Insidious: The Red Door

Of all the vanity projects Patrick Wilson could have dedicated himself to, Insidious: The Red Door is one of the stranger options.

The star of the horror series’ first two installments, the actor returns for a third spin as astral projector Josh Lambert but also makes his feature directorial debut and sings a bizarre cover of Shakespears Sister’s “Stay” with Swedish rock band Ghost over the end credits.

And none of these contributions is remotely good.

The fifth film in what had been one of the most consistently strong scary movie series, The Red Door is the first Insidious chapter not written by Leigh Whannell, who merely has a Story credit.
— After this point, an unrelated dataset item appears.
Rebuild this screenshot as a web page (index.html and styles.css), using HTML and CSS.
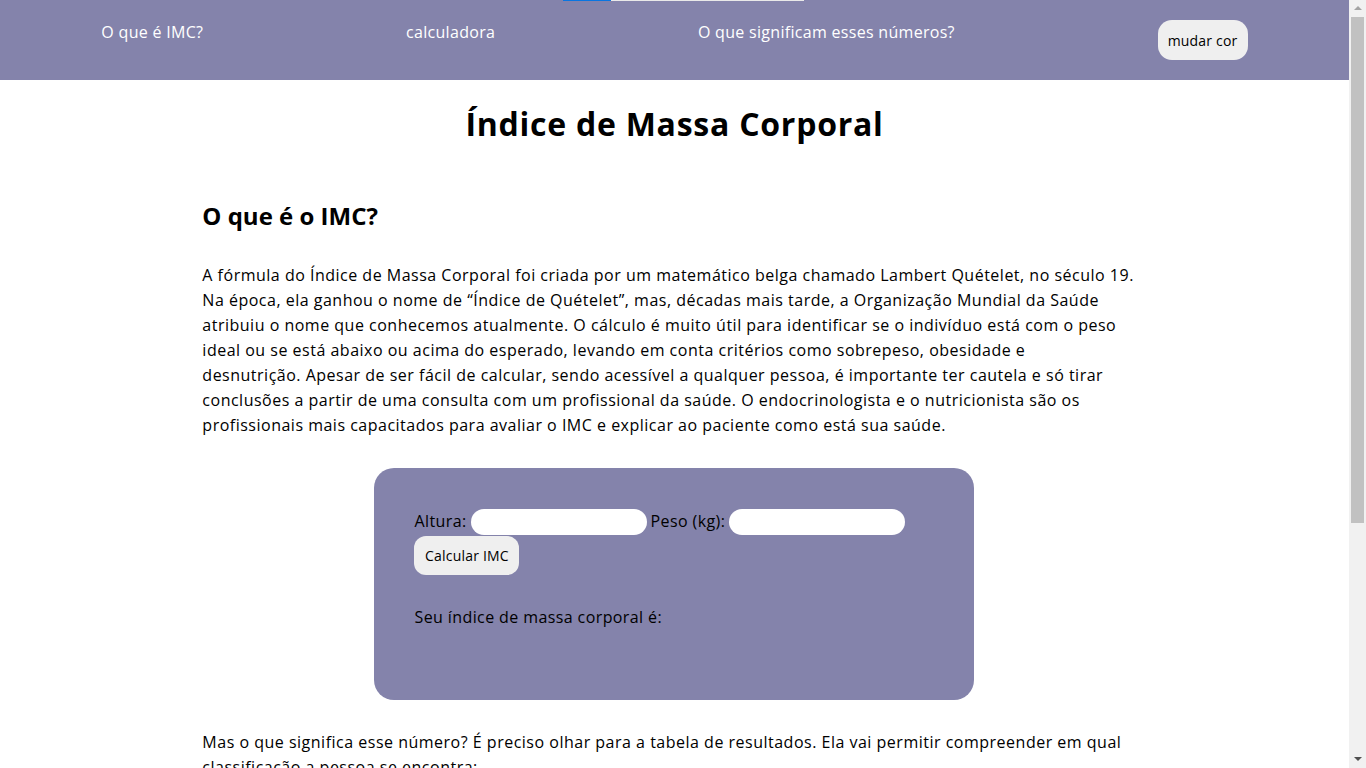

His involvement beyond little more than an idea or outline is sorely missed and paves the way for his hack replacement Scott Teems (Firestarter; Halloween Kills) to craft more of a lousy family drama than a horror film.
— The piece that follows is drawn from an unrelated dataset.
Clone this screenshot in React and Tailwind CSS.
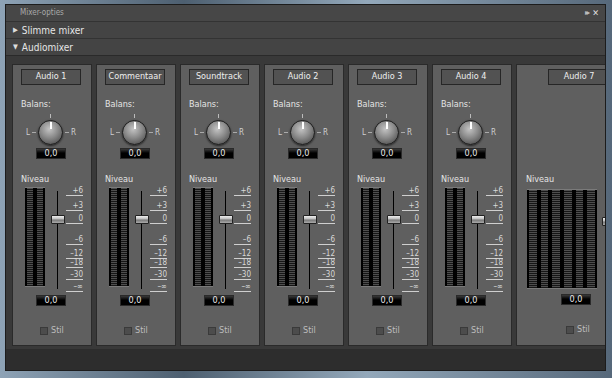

Unlike the series’ other installments, which waste little time getting to the scares, The Red Door takes forever for anything of note to happen. In the buildup to something resembling horror, the filmmakers spend a confounding amount if time exploring Josh’s troubled mental state as he mourns the death of his mother (Barbara Hershey), divorce from Renai (Rose Byrne, present for approximately two days of shooting), and estrangement from his oldest son Dalton (Ty Simpkins).
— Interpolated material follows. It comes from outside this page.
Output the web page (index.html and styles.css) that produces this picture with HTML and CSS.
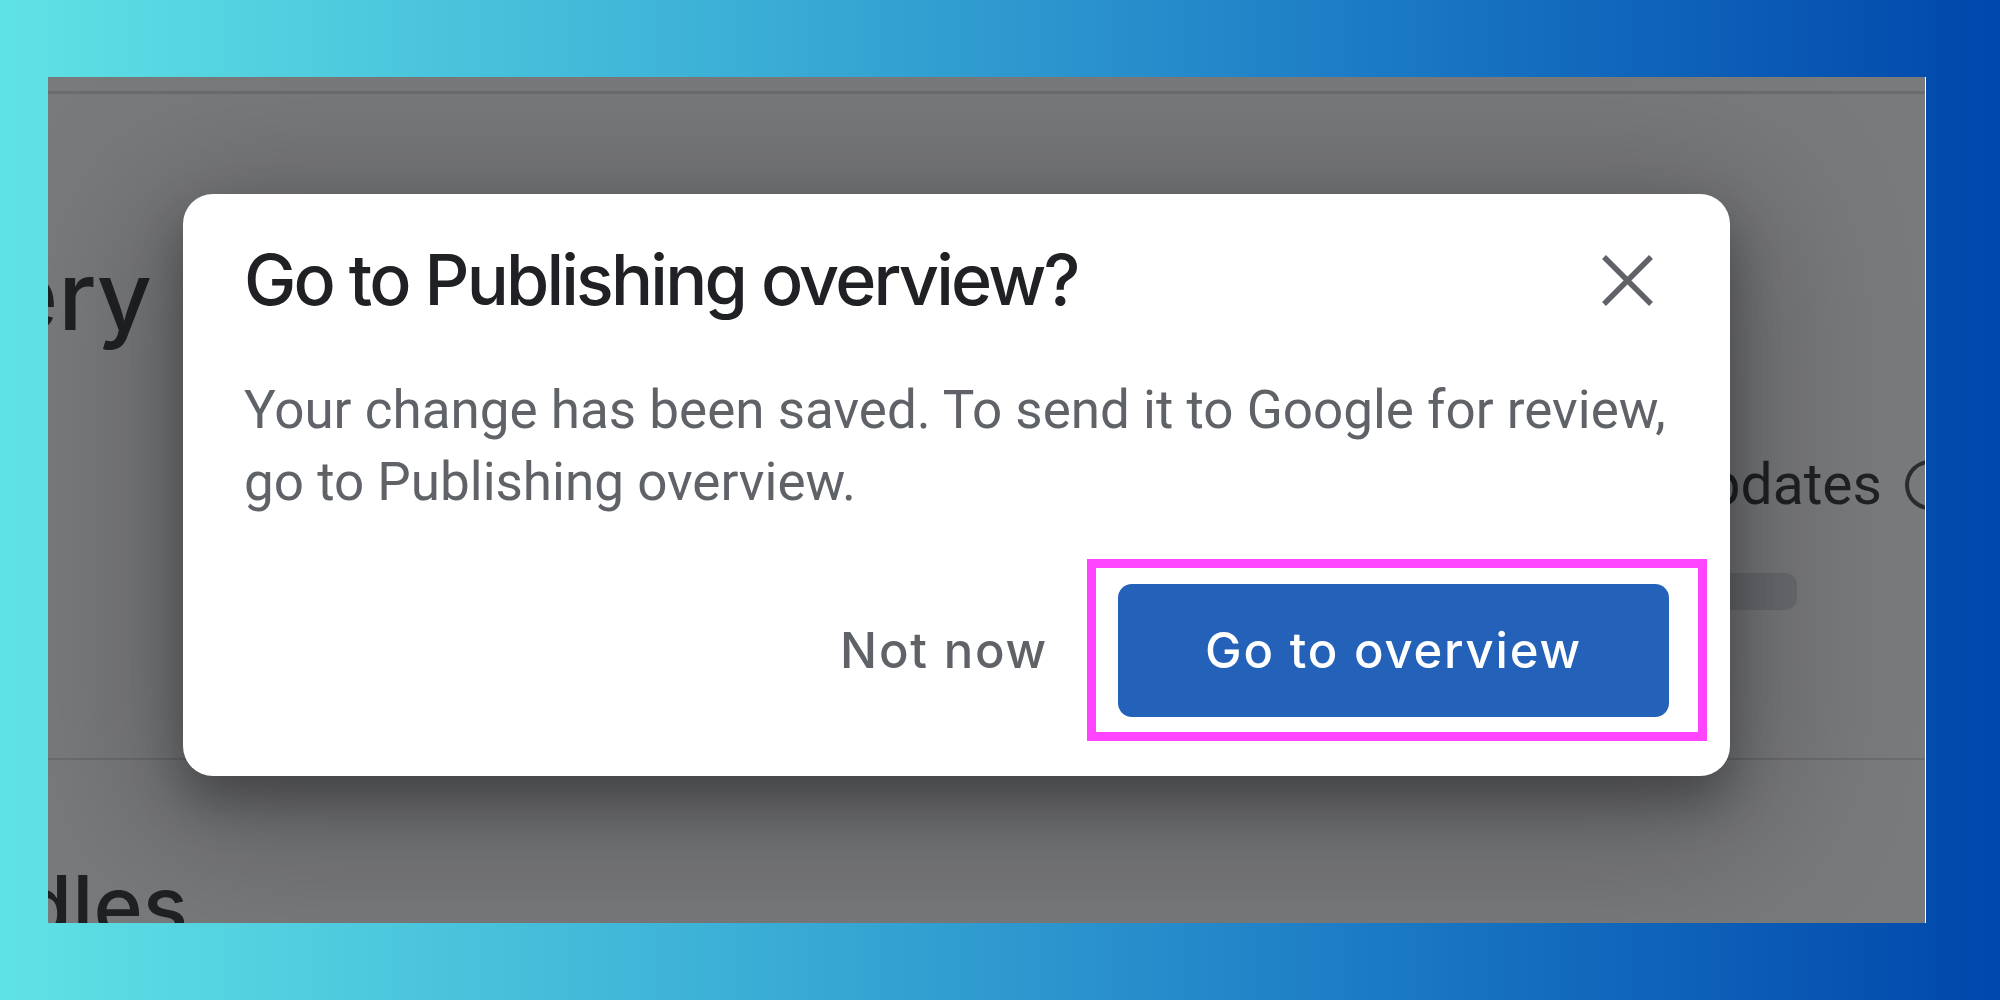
FILE: index.html
```html
<!DOCTYPE html>
<html lang="en">
<head>
<meta charset="utf-8">
<title>Go to Publishing overview?</title>
<link rel="stylesheet" href="styles.css">
</head>
<body>
<div class="frame">
  <div class="page">
    <div class="topline"></div>
    <div class="clip-left heading-box-1"><h2 class="page-heading">Delivery</h2></div>
    <div class="updates-row">
      <span class="updates-label">Managed updates</span>
      <span class="help-circle"></span>
    </div>
    <div class="bar-row"><div class="bar"></div></div>
    <div class="divider"></div>
    <div class="clip-left heading-box-2"><h2 class="page-heading small">App bundles</h2></div>
  </div>
  <div class="scrim"></div>
  <div class="dialog" role="dialog">
    <div class="dialog-head">
      <h1 class="dialog-title">Go to Publishing overview?</h1>
      <button class="close-btn" aria-label="Close">
        <svg width="51" height="51" viewBox="0 0 51 51"><path d="M2 2 L49 49 M49 2 L2 49" stroke="#5f6368" stroke-width="5.5" fill="none"/></svg>
      </button>
    </div>
    <p class="dialog-body">Your change has been saved. To send it to Google for review,<br>go to Publishing overview.</p>
    <div class="dialog-actions">
      <button class="btn-text">Not now</button>
      <div class="highlight">
        <button class="btn-primary">Go to overview</button>
      </div>
    </div>
  </div>
</div>
</body>
</html>
```
FILE: styles.css
```css
* { box-sizing: border-box; }
html, body { margin: 0; height: 100%; }
body {
  width: 2000px;
  height: 1000px;
  padding: 77px 75px 77px 48px;
  background: linear-gradient(90deg, #5fe2e5 0%, #3db2d7 35%, #1a78c4 70%, #0047ab 100%);
  overflow: hidden;
}
.frame {
  position: relative;
  width: 1877px;
  height: 846px;
  overflow: hidden;
  box-shadow: 1px 0 0 #ffffff;
}
.page {
  background: #ffffff;
  height: 100%;
  display: flex;
  flex-direction: column;
  font-family: "Inter", "Roboto", sans-serif;
  color: #202124;
}
.page > * { flex-shrink: 0; }
.topline {
  margin-top: 14px;
  height: 3px;
  background: #dadce0;
}
.clip-left {
  display: flex;
  justify-content: flex-end;
  overflow-x: clip;
  overflow-y: visible;
}
.heading-box-1 { width: 104px; margin-top: 154px; }
.heading-box-2 { width: 140px; margin-top: 104px; }
.page-heading {
  margin: 0;
  font-size: 96px;
  line-height: 94px;
  font-weight: 500;
  white-space: nowrap;
}
.page-heading.small {
  font-size: 84px;
  line-height: 84px;
}
.updates-row {
  display: flex;
  justify-content: flex-end;
  align-items: center;
  gap: 23px;
  margin-top: 114px;
  margin-right: -30px;
  height: 57px;
}
.updates-label {
  font-family: "Roboto", sans-serif;
  font-size: 57px;
  line-height: 57px;
  white-space: nowrap;
}
.help-circle {
  width: 50px;
  height: 50px;
  border: 4px solid #3c4043;
  border-radius: 50%;
}
.bar-row {
  display: flex;
  justify-content: flex-end;
  margin-top: 60px;
  padding-right: 128px;
}
.bar {
  width: 400px;
  height: 37px;
  border-radius: 12px;
  background: #dadce0;
}
.divider {
  margin-top: 148px;
  height: 2px;
  background: #dadce0;
}
.scrim {
  position: absolute;
  inset: 0;
  background: rgba(32, 33, 36, 0.6);
}
.dialog {
  position: absolute;
  left: 135px;
  top: 117px;
  width: 1547px;
  height: 582px;
  background: #ffffff;
  border-radius: 30px;
  padding: 44px 61px 59px 61px;
  box-shadow: 0 24px 50px 0 rgba(0, 0, 0, 0.32), 0 30px 150px 40px rgba(0, 0, 0, 0.22);
  display: flex;
  flex-direction: column;
}
.dialog-head {
  display: flex;
  align-items: center;
  justify-content: space-between;
  height: 84px;
}
.dialog-title {
  margin: 0;
  font-family: "Inter", "Roboto", sans-serif;
  font-weight: 500;
  font-size: 70px;
  line-height: 84px;
  color: #202124;
  letter-spacing: -2.8px;
  white-space: nowrap;
}
.close-btn {
  border: 0;
  background: none;
  padding: 0;
  margin-right: 16px;
  width: 51px;
  height: 51px;
  display: flex;
}
.dialog-body {
  margin: 52px 0 0 0;
  font-family: "Roboto", sans-serif;
  font-size: 53px;
  line-height: 72px;
  color: #5f6368;
  white-space: nowrap;
}
.dialog-actions {
  margin-top: 66px;
  display: flex;
  justify-content: flex-end;
  align-items: center;
  gap: 40px;
}
.btn-text {
  border: 0;
  background: none;
  font-family: "Inter", "Roboto", sans-serif;
  font-weight: 500;
  font-size: 49px;
  letter-spacing: 1.8px;
  color: #5f6368;
  padding: 0 30px;
  height: 133px;
}
.highlight {
  position: relative;
}
.highlight::after {
  content: "";
  position: absolute;
  top: -25px;
  bottom: -24px;
  left: -31px;
  right: -38px;
  border: 9px solid #ff44ff;
  pointer-events: none;
}
.btn-primary {
  display: block;
  border: 0;
  width: 551px;
  height: 133px;
  border-radius: 14px;
  background: #2461b9;
  color: #ffffff;
  font-family: "Inter", "Roboto", sans-serif;
  font-weight: 500;
  font-size: 49px;
  letter-spacing: 1.8px;
}
```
Each of these woes is of course linked to his “lost year” caused by hypnosis at the end of Chapter 2, which receives a callback at this film’s onset that’s better than anything that follows. As Dalton begins art school and experiences his own problems from the memory-wipe, Wilson pads both father and son storylines with copious dead space, unaccompanied by music, as if daring viewers to stay awake.

But the dullness has an unexpected upside. Wilson is so inept at establishing tension that when jump scares occur, they’re legitimately frightening because they truly come out of nowhere. Much like a car suddenly crashing through your living room wall, his supernatural threats pop out with a jarring randomness that only a truly bad director could pull off.

What makes the failure of The Red Room all the more painful is that practically all the beloved ingredients from the series are present. In addition to the original cast members, Teems gifts us fun cameos from paranormal investigators Specs (Whannell) and Tucker (Angus Sampson), as well as shots of the grisly instruments of doom in the Lipstick-Face Demon’s lair. They’re just not used in competent ways, as if merely showing these familiar details is sufficient, and under Teems’ and Wilson’s leadership, the rules of The Further have never been murkier or more flexible.

Without Whannell or James Wan, director of the series’ first two films, in a hands-on role, The Red Door is in serious need of oil on its cinematic hinges. Better to pretend it doesn’t exist and preserve your positive memories of the preceding chapters.

Grade: D-plus. Rated PG-13. Now playing at AMC River Hills 10, Carolina Cinemark, and Regal Biltmore Grande.